(WHAT THIS TASK INVOLVES): Everything from the first line down to the line containing "const gridLines = [82.5, 163.5, 244.5, 325.5];" is to be retyped exactly, both ends included, with pictures left out.

(INFORMATION SUPPLIED):
----------
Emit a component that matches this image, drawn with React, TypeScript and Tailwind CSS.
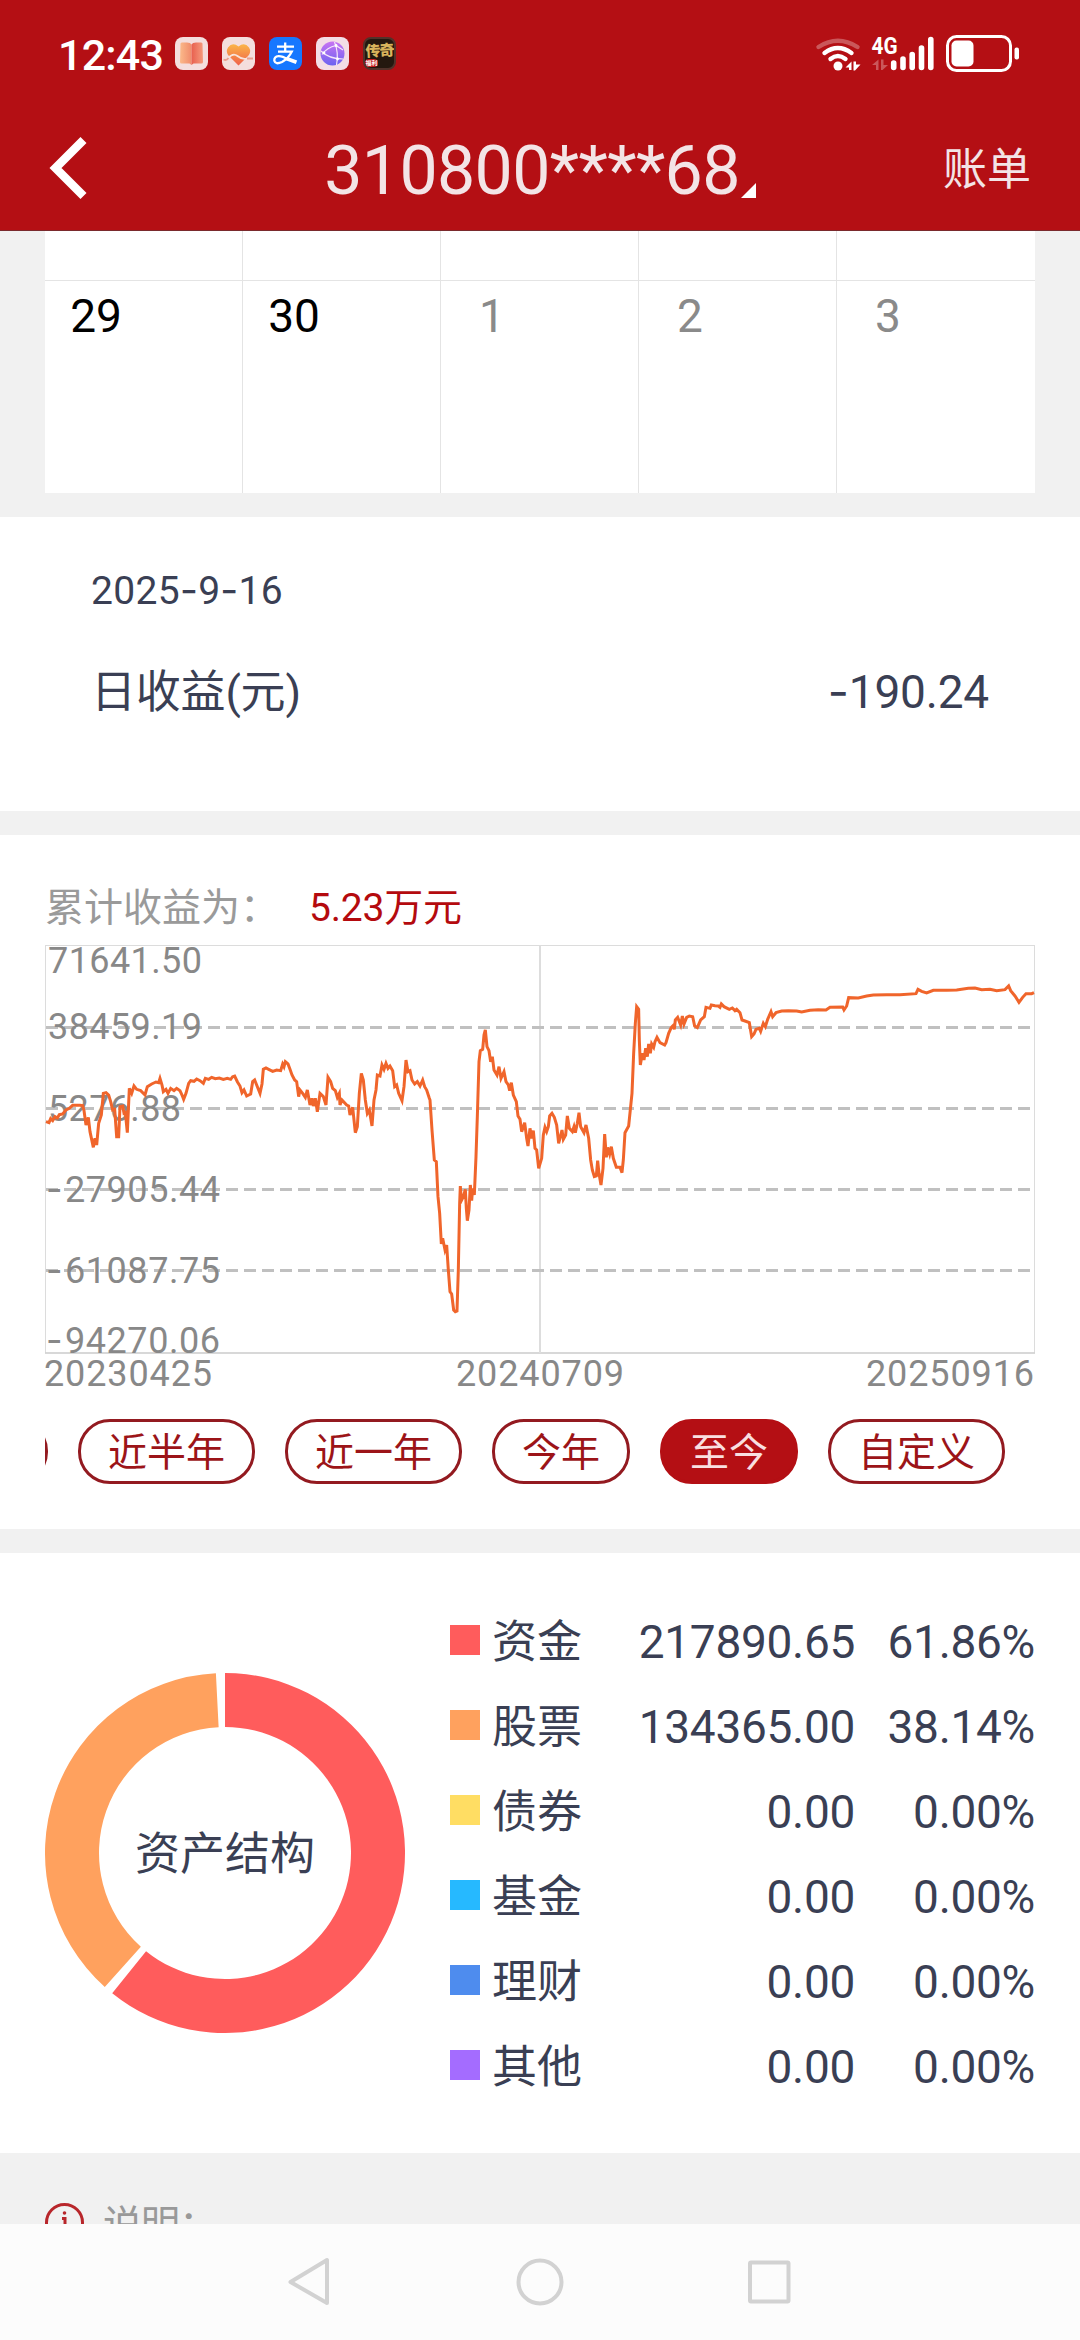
import type { ReactNode } from "react";

type Asset = {
  name: string;
  amount: string;
  percent: string;
  color: string;
};

const assets: Asset[] = [
  { name: "资金", amount: "217890.65", percent: "61.86%", color: "bg-[#ff5c5c]" },
  { name: "股票", amount: "134365.00", percent: "38.14%", color: "bg-[#ffa15e]" },
  { name: "债券", amount: "0.00", percent: "0.00%", color: "bg-[#ffdd63]" },
  { name: "基金", amount: "0.00", percent: "0.00%", color: "bg-[#26b9ff]" },
  { name: "理财", amount: "0.00", percent: "0.00%", color: "bg-[#4e8cee]" },
  { name: "其他", amount: "0.00", percent: "0.00%", color: "bg-[#a46cff]" }
];

const days = [
  { day: "29", current: true },
  { day: "30", current: true },
  { day: "1", current: false },
  { day: "2", current: false },
  { day: "3", current: false }
];

const ranges = [
  { label: "近半年", active: false },
  { label: "近一年", active: false },
  { label: "今年", active: false },
  { label: "至今", active: true },
  { label: "自定义", active: false }
];

const gridLines = [82.5, 163.5, 244.5, 325.5];

const yLabels = [
  { text: "71641.50", x: 3, y: 28, length: 154 },
  { text: "38459.19", x: 3, y: 94, length: 154 },
  { text: "5276.88", x: 3, y: 176, length: 133 },
  { text: "27905.44", x: 20, y: 257, length: 155 },
  { text: "61087.75", x: 20, y: 338, length: 155 },
  { text: "94270.06", x: 20, y: 408, length: 155 }
];

const xLabels = [
  { text: "20230425", x: -1 },
  { text: "20240709", x: 411 },
  { text: "20250916", x: 821 }
];

// three units per pixel
const profitLine =
  "48,785 57,788 62,776 68,782 75,770 82,774 88,764 98,762 108,750 118,745 128,736 150,736 158,737 162,752 168,795 175,772 180,815 190,862 195,835 200,855 206,790 214,765 220,700 228,698 236,705 242,725 248,750 254,748 260,830 266,830 270,740 278,738 282,760 286,758 292,818 298,685 305,700 312,678 320,688 332,692 345,705 352,680 365,672 378,666 386,668 390,655 396,675 400,695 408,688 414,700 422,685 432,692 440,685 450,692 456,705 461,718 468,700 476,670 482,662 492,664 500,657 510,662 520,670 526,655 536,658 545,652 556,656 568,654 580,658 592,655 602,658 608,650 614,648 622,665 630,678 636,698 642,690 650,708 662,702 668,665 674,660 680,675 690,700 696,672 700,628 708,624 716,628 728,634 740,630 752,632 758,612 762,620 766,605 774,612 780,628 786,645 794,660 800,665 806,710 810,690 818,700 826,712 832,690 840,735 846,715 850,738 856,715 862,755 870,700 880,710 888,735 894,652 902,665 908,685 916,692 922,712 928,700 930,735 936,720 950,735 956,738 960,765 968,742 976,818 982,800 988,700 994,640 1000,660 1006,720 1012,760 1018,750 1026,798 1032,720 1038,690 1042,645 1050,648 1056,615 1062,628 1068,610 1074,625 1080,618 1088,632 1094,680 1100,675 1106,700 1116,722 1122,680 1128,600 1134,635 1140,632 1146,660 1154,672 1162,665 1170,678 1178,660 1184,680 1190,690 1198,715 " +
  "1200,720 1206,810 1213,900 1219,905 1224,1010 1229,1060 1234,1152 1238,1135 1245,1170 1250,1155 1255,1230 1260,1295 1265,1302 1271,1350 1276,1355 1281,1353 1285,1230 1289,1030 1291,978 1294,1022 1300,1010 1306,988 1309,1045 1312,1082 1317,1050 1321,975 1325,1022 1328,985 1333,1005 1338,890 1342,770 1347,605 1351,572 1358,568 1362,525 1366,510 1371,560 1377,572 1382,605 1387,590 1392,630 1401,645 1407,620 1413,655 1422,635 1428,665 1435,675 1439,692 1444,668 1450,705 1459,725 1464,768 1470,778 1475,815 1484,788 1490,835 1494,858 1500,805 1505,835 1510,812 1515,865 1520,870 1526,925 1535,895 1540,825 1545,802 1550,815 1555,800 1559,768 1566,760 1573,772 1580,795 1586,850 1596,810 1600,838 1607,825 1612,768 1618,805 1627,815 1632,800 1636,818 1642,790 1647,758 1652,800 1662,818 1668,795 1676,835 1682,900 1687,930 1693,950 1699,948 1703,902 1707,940 1713,975 1719,925 1724,822 1729,892 1733,862 1739,882 1744,860 1750,895 1759,922 1770,922 1776,938 1780,900 1785,818 1796,798 1806,700 1811,580 1816,490 1820,440 1826,448 1828,540 1831,615 1837,580 1842,600 1847,565 1852,590 1856,552 1861,580 1865,552 1871,562 1875,545 1881,532 1890,548 1904,555 " +
  "1908,548 1916,520 1924,502 1929,497 1933,508 1936,480 1943,472 1952,495 1957,468 1962,492 1970,472 1978,468 1988,470 1994,498 2002,503 2012,480 2023,470 2028,442 2040,445 2044,435 2055,437 2065,438 2070,442 2074,432 2082,440 2098,448 2107,444 2115,452 2120,448 2130,458 2136,480 2145,483 2158,488 2165,530 2172,522 2178,508 2188,505 2192,514 2200,490 2206,500 2213,478 2223,455 2228,470 2238,458 2255,453 2275,452 2300,453 2315,456 2340,451 2365,449 2388,450 2400,442 2438,441 2442,450 2450,438 2456,413 2485,414 2510,408 2530,405 2570,404 2610,404 2658,401 2664,388 2675,394 2690,399 2710,391 2750,391 2780,390 2815,385 2835,384 2855,389 2880,388 2900,392 2925,389 2936,378 2942,392 2955,408 2967,427 2978,412 2988,401 3005,401 3012,398";

function point(radius: number, angle: number) {
  const rad = (angle * Math.PI) / 180;
  return `${180 + radius * Math.sin(rad)} ${180 - radius * Math.cos(rad)}`;
}

function ringSlice(start: number, end: number) {
  const large = end - start > 180 ? 1 : 0;
  return `M${point(180, start)} A180 180 0 ${large} 1 ${point(180, end)} L${point(126, end)} A126 126 0 ${large} 0 ${point(126, start)} Z`;
}

function AppIcon({ className, children }: { className: string; children: ReactNode }) {
  return (
    <div className={`relative h-[33px] w-[33px] shrink-0 overflow-hidden rounded-[8px] ${className}`}>{children}</div>
  );
}

function StatusBar() {
  return (
    <div className="flex h-[106px] items-center justify-between pl-[58px] pr-[60px] text-white">
      <div className="flex items-center gap-[14px]">
        <span className="mr-[-2px] w-[105px] pt-[4px] text-[43px] font-medium leading-none tracking-[-0.8px]">12:43</span>
        <AppIcon className="bg-[#f4dedd]">
          <svg viewBox="0 0 33 33" className="h-full w-full">
            <defs>
              <linearGradient id="bookL">
                <stop offset="0" stopColor="#fbb98a" />
                <stop offset="1" stopColor="#f08c6c" />
              </linearGradient>
              <linearGradient id="bookR">
                <stop offset="0" stopColor="#e8604f" />
                <stop offset="1" stopColor="#f59a7c" />
              </linearGradient>
            </defs>
            <path d="M5.5 6.5 Q6 5 8 5.5 H12 Q15.5 5.5 16.5 7.5 V28 L14.5 26.5 H6.5 Q5 26.5 5 25 Z" fill="url(#bookL)" />
            <path d="M27.5 6.5 Q27 5 25 5.5 H21 Q17.5 5.5 16.5 7.5 V28 L18.5 26.5 H26.5 Q28 26.5 28 25 Z" fill="url(#bookR)" />
          </svg>
        </AppIcon>
        <AppIcon className="bg-[#f4dedd]">
          <svg viewBox="0 0 33 33" className="h-full w-full">
            <defs>
              <linearGradient id="heart" x2="0" y2="1">
                <stop offset="0" stopColor="#fbb548" />
                <stop offset="1" stopColor="#f0604a" />
              </linearGradient>
            </defs>
            <path d="M16.5 28.5 L6.5 18.5 Q3.5 14.5 6 10.5 Q10.5 4.5 16.5 9.5 Q22.5 4.5 27 10.5 Q29.5 14.5 26.5 18.5 Z" fill="url(#heart)" />
            <path d="M6.5 21 Q11 15.5 15.5 19 Q20.5 23 25 21.5" fill="none" stroke="#f8e4dc" strokeWidth="1.8" />
            <path d="M1.5 22.5 Q4.5 24 6.5 21 M25 21.5 H31" fill="none" stroke="#e8a090" strokeWidth="1.8" />
          </svg>
        </AppIcon>
        <AppIcon className="bg-[#1677ff]">
          <svg viewBox="0 0 33 33" className="h-full w-full" fill="none" stroke="#fff" strokeWidth="2.3">
            <path d="M8 9.6 H25 M16.2 5.5 V14.5 M9 14.6 H22.8 Q19.5 21.5 13 25 Q6.5 28 5.3 23.8 Q5 19.5 9.5 19.2 Q13 19 19 22.5" />
            <path d="M18 21.8 L27.5 25.3" strokeWidth="3.8" />
          </svg>
        </AppIcon>
        <AppIcon className="bg-[#f3dde6]">
          <svg viewBox="0 0 33 33" className="h-full w-full">
            <defs>
              <linearGradient id="globe" x2="0" y2="1">
                <stop offset="0" stopColor="#c874f2" />
                <stop offset="1" stopColor="#6c62f0" />
              </linearGradient>
            </defs>
            <circle cx="16.5" cy="16.5" r="12" fill="url(#globe)" />
            <path d="M18.5 5 Q23 16 20.5 28 M5 14 Q13 22 27 22 M6 17.5 Q11 10.5 20 8.5 L27 13" fill="none" stroke="#f6e6fa" strokeWidth="1.2" />
            <circle cx="8" cy="16" r="1.4" fill="#fff" />
            <circle cx="20" cy="8.5" r="1.4" fill="#fff" />
            <circle cx="21.5" cy="22" r="1.4" fill="#fff" />
          </svg>
        </AppIcon>
        <AppIcon className="border-2 border-[#51322a] bg-[#24180f]">
          <div className="-rotate-3 pt-[3px] text-center text-[15px] font-black leading-[18px] tracking-[-1px] text-[#d9b45c]">
            传奇
          </div>
          <div className="absolute bottom-[1px] left-0 h-[8px] w-[13px] rounded-sm bg-[#c31b1c] text-center text-[6px] font-bold leading-[8px] text-white">
            福利
          </div>
        </AppIcon>
      </div>
      <svg width="226" height="44" viewBox="793 31 226 44" fill="none" strokeLinecap="round">
        <g stroke="#fff" strokeWidth="4.4">
          <path d="M817.5 47 Q836.8 34.5 856.5 47" opacity=".3" />
          <path d="M823.5 53 Q836.8 43 850.5 53" />
          <path d="M829.5 59 Q836.8 53 844.5 59" />
        </g>
        <circle cx="837" cy="66" r="4.5" fill="#fff" />
        <g fill="#fff">
          <path d="M844.5 67.5 L850.5 61.5 V70 H848 V67.5 Z M852.5 61.5 H855 V64.5 H859.5 L854 70.5 H852.5 Z" />
          <path d="M871 65 L877.5 59.5 V70 H875 V65 Z M880 59.5 H882.5 V65 H887 L881.5 70 H880 Z" opacity=".3" />
        </g>
        <text x="870.5" y="54" fill="#fff" fontSize="23" fontWeight="700" textLength="26" lengthAdjust="spacingAndGlyphs">
          4G
        </text>
        <path d="M892.7 63 V67.5 M902 59 V67.5 M911.2 54.5 V67.5 M920.5 48 V67.5 M929.8 39.5 V67.5" stroke="#fff" strokeWidth="5.6" />
        <rect x="946.5" y="36.5" width="63" height="34" rx="9" stroke="#fff" strokeWidth="3" />
        <rect x="950.5" y="40.5" width="22" height="26" rx="5" fill="#fff" />
        <rect x="1013.5" y="47.5" width="4.5" height="12" rx="2" fill="#fff" />
      </svg>
    </div>
  );
}

function Header() {
  return (
    <header className="h-[231px] shrink-0 border-b border-[#7a2a2d] bg-[#b40f14]">
      <StatusBar />
      <div className="grid h-[124px] grid-cols-[240px_1fr_240px] items-center text-[#f3e4e6]">
        <svg width="100" height="80" viewBox="0 128 100 80" fill="none">
          <path d="M83.5 140 L55.5 168 L83.5 196" stroke="#fff" strokeWidth="8.5" />
        </svg>
        <div className="flex items-end justify-center pt-[6px] text-[68px] leading-none">
          <span className="tracking-[-0.6px]">310800****68</span>
          <svg width="15" height="15" viewBox="0 0 15 15" className="mb-[7px] ml-[1px]">
            <path d="M15 0 V15 H0 Z" fill="#fff" />
          </svg>
        </div>
        <div className="pr-[49px] pt-[3px] text-right text-[44px] leading-none">账单</div>
      </div>
    </header>
  );
}

function Calendar() {
  return (
    <div className="mx-[45px] mb-6 bg-white">
      <div className="grid grid-cols-5">
        {days.map(({ day, current }, i) => (
          <div key={day} className={i < 4 ? "border-r border-[#e4e4e4]" : ""}>
            <div className="h-[50px] border-b border-[#e4e4e4]" />
            <div
              className={`h-[212px] w-[102px] pt-[12px] text-center text-[46px] leading-none ${
                current ? "text-black" : "text-[#8a8a8a]"
              }`}
            >
              {day}
            </div>
          </div>
        ))}
      </div>
    </div>
  );
}

function Dash() {
  return <span className="font-['Inter']">-</span>;
}

function DailyProfit() {
  return (
    <section className="mb-6 h-[294px] bg-white px-[91px] pt-[53px] text-[#3a3f54]">
      <div className="h-[39px] text-[39px] leading-[39px] tracking-[0.3px]">
        2025
        <Dash />9<Dash />
        16
      </div>
      <div className="mt-[59px] flex items-baseline justify-between leading-none">
        <span className="text-[45px] leading-[46px] tracking-[-0.2px]">日收益(元)</span>
        <span className="text-[46px] leading-[46px] tracking-[-0.2px]">
          <Dash />
          190.24
        </span>
      </div>
    </section>
  );
}

function ProfitChart() {
  return (
    <svg width="990" height="450" viewBox="0 0 990 450" className="mt-[17px] block overflow-visible" fill="none">
      <rect x="0.5" y="0.5" width="989" height="407.5" stroke="#dcdcdc" />
      <path d="M0 408 H990" stroke="#d0d0d0" strokeWidth="1.5" />
      <path d="M495 0 V408" stroke="#dddddd" strokeWidth="2" />
      {gridLines.map((y) => (
        <path key={y} d={`M1 ${y} H989`} stroke="#c0c0c0" strokeWidth="3" strokeDasharray="12 6" />
      ))}
      <g fill="#888888" fontSize="36">
        {yLabels.map(({ text, x, y, length }) => (
          <text key={text} x={x} y={y} textLength={length}>
            {text}
          </text>
        ))}
        {[257, 338, 408].map((y) => (
          <text key={y} x="1" y={y} fontFamily="Inter">
            -
          </text>
        ))}
        {xLabels.map(({ text, x }) => (
          <text key={text} x={x} y="440.5" textLength="168">
            {text}
          </text>
        ))}
      </g>
      <g transform="translate(-15 -85) scale(0.33333)">
        <polyline points={profitLine} stroke="#f0652b" strokeWidth="9" />
      </g>
    </svg>
  );
}

function CumulativeProfit() {
  return (
    <section className="mb-6 h-[694px] bg-white px-[45px] pt-[54px]">
      <div className="flex h-[39px] text-[39px] leading-none">
        <span className="w-[264px] text-[#9a9a9a]">累计收益为：</span>
        <span className="tracking-[-0.2px] text-[#b40a0e]">5.23万元</span>
      </div>
      <ProfitChart />
      <div className="mt-6 flex justify-start gap-[30px] overflow-hidden">
        <div className="-ml-[174px] h-[65px] w-[177px] shrink-0 rounded-[32px] border-3 border-[#931a20]" />
        {ranges.map(({ label, active }) => (
          <div
            key={label}
            className={`flex h-[65px] shrink-0 items-center justify-center rounded-[32px] border-3 px-[27px] pt-[4px] text-[39px] leading-none ${
              active ? "border-[#b40f14] bg-[#b40f14] text-[#f9dfe1]" : "border-[#931a20] text-[#9c1418]"
            }`}
          >
            {label}
          </div>
        ))}
      </div>
    </section>
  );
}

function AssetStructure() {
  return (
    <section className="flex h-[600px] bg-white px-[45px] text-[#3a3f54]">
      <div className="relative mt-[120px] h-[360px] w-[360px]">
        <svg width="360" height="360" viewBox="0 0 360 360">
          <path d={ringSlice(0, 218.8)} fill="#ff5c5c" />
          <path d={ringSlice(221.9, 357.1)} fill="#ffa15e" />
        </svg>
        <div className="absolute inset-0 flex items-center justify-center pt-[3px] text-[45px] leading-none">资产结构</div>
      </div>
      <div className="ml-[45px] mt-[46px] flex-1">
        {assets.map(({ name, amount, percent, color }) => (
          <div key={name} className="flex h-[85px] items-center text-[46px] leading-none">
            <div className={`mb-[4px] h-[30px] w-[30px] ${color}`} />
            <div className="ml-[12px] pt-[2px] text-[45px] leading-[46px]">{name}</div>
            <div className="flex-1 text-right tracking-[-0.3px]">{amount}</div>
            <div className="w-[180px] text-right tracking-[-0.3px]">{percent}</div>
          </div>
        ))}
      </div>
    </section>
  );
}

function SystemNav() {
  return (
    <nav className="h-[116px] shrink-0 bg-[#fcfcfc]">
      <svg width="1080" height="116" viewBox="0 2224 1080 116" fill="none" stroke="#d2d2d2" strokeWidth="4" strokeLinejoin="round">
        <path d="M327 2260 V2303 L290.5 2282 Z" />
        <circle cx="540" cy="2282" r="21.5" />
        <rect x="750" y="2262.5" width="38.5" height="39" rx="1" />
      </svg>
    </nav>
  );
}

export default function App() {
  return (
    <div className="flex h-[2340px] w-[1080px] flex-col overflow-hidden bg-[#f1f1f1] font-['Roboto','Noto_Sans_CJK_SC',sans-serif]">
      <Header />
      <main className="h-[1993px] overflow-hidden">
        <Calendar />
        <DailyProfit />
        <CumulativeProfit />
        <AssetStructure />
        <div className="flex h-[90px] pl-[45px] pt-[50px] text-[39px] leading-none text-[#999999]">
          <svg width="39" height="39" viewBox="0 0 39 39" fill="none" stroke="#b8262b">
            <circle cx="19.5" cy="19.5" r="18" strokeWidth="3" />
            <circle cx="19.5" cy="10" r="1.8" fill="#b8262b" stroke="none" />
            <path d="M17 15.5 H20 V29" strokeWidth="3" />
          </svg>
          <span className="ml-[19px] pt-[3px] tracking-[-1px]">说明：</span>
        </div>
      </main>
      <SystemNav />
    </div>
  );
}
----------
(FULL OUTPUT):
Emit a component that matches this image, drawn with React, TypeScript and Tailwind CSS.
import type { ReactNode } from "react";

type Asset = {
  name: string;
  amount: string;
  percent: string;
  color: string;
};

const assets: Asset[] = [
  { name: "资金", amount: "217890.65", percent: "61.86%", color: "bg-[#ff5c5c]" },
  { name: "股票", amount: "134365.00", percent: "38.14%", color: "bg-[#ffa15e]" },
  { name: "债券", amount: "0.00", percent: "0.00%", color: "bg-[#ffdd63]" },
  { name: "基金", amount: "0.00", percent: "0.00%", color: "bg-[#26b9ff]" },
  { name: "理财", amount: "0.00", percent: "0.00%", color: "bg-[#4e8cee]" },
  { name: "其他", amount: "0.00", percent: "0.00%", color: "bg-[#a46cff]" }
];

const days = [
  { day: "29", current: true },
  { day: "30", current: true },
  { day: "1", current: false },
  { day: "2", current: false },
  { day: "3", current: false }
];

const ranges = [
  { label: "近半年", active: false },
  { label: "近一年", active: false },
  { label: "今年", active: false },
  { label: "至今", active: true },
  { label: "自定义", active: false }
];

const gridLines = [82.5, 163.5, 244.5, 325.5];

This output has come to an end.